As a supplier of printing, packaging and in-store displays, James A. Klein competes against every printer, box-maker and display-builder in and around Chicago. But he also buys products and services from 50 or so of these same firms. And if he learns that a promising prospect is already doing business with one of his printers or suppliers, he backs off in a hurry.
"We will not compete against the vendors we use because that would not be fair," says the president of eight-person Diversified Merchandising Inc. in Skokie, Illinois. It also wouldn't be good business practice, say advocates of a half-and-half approach that blends competition and cooperation in a strategy called "co-opetition."

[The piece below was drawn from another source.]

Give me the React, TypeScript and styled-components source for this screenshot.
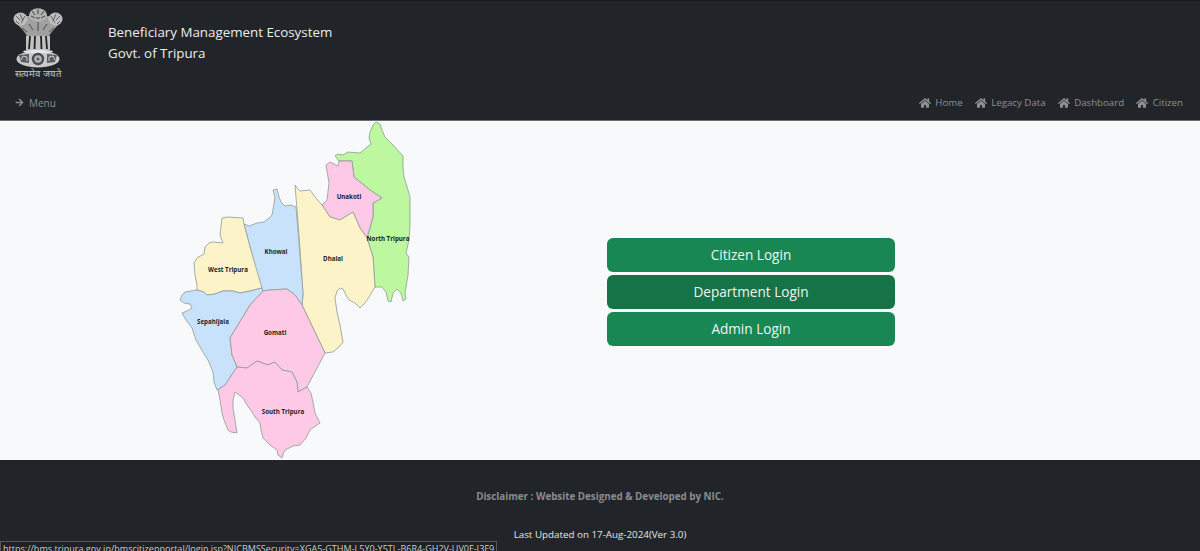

Co-opetition, according to Adam Brandenburger, a Harvard Business School professor and co-author of Co-opetition: A Revolutionary Mindset That Combines Competition and Cooperation (Currency/Doubleday), is a way to avoid destructive competition and to build a market for all participants, including competitors, suppliers and customers. The idea is to work together to discover new markets and expand existing ones rather than endlessly fighting over customers.
Although co-opetition may go against entrepreneurs' instincts, Brandenburger urges them to bury the hatchet and take up the olive branch of peace. "The old world of competitive strategy really misses the picture," says Brandenburger. "[Businesses] fight over the division of the pie, but just as important are strategies for growing the pie."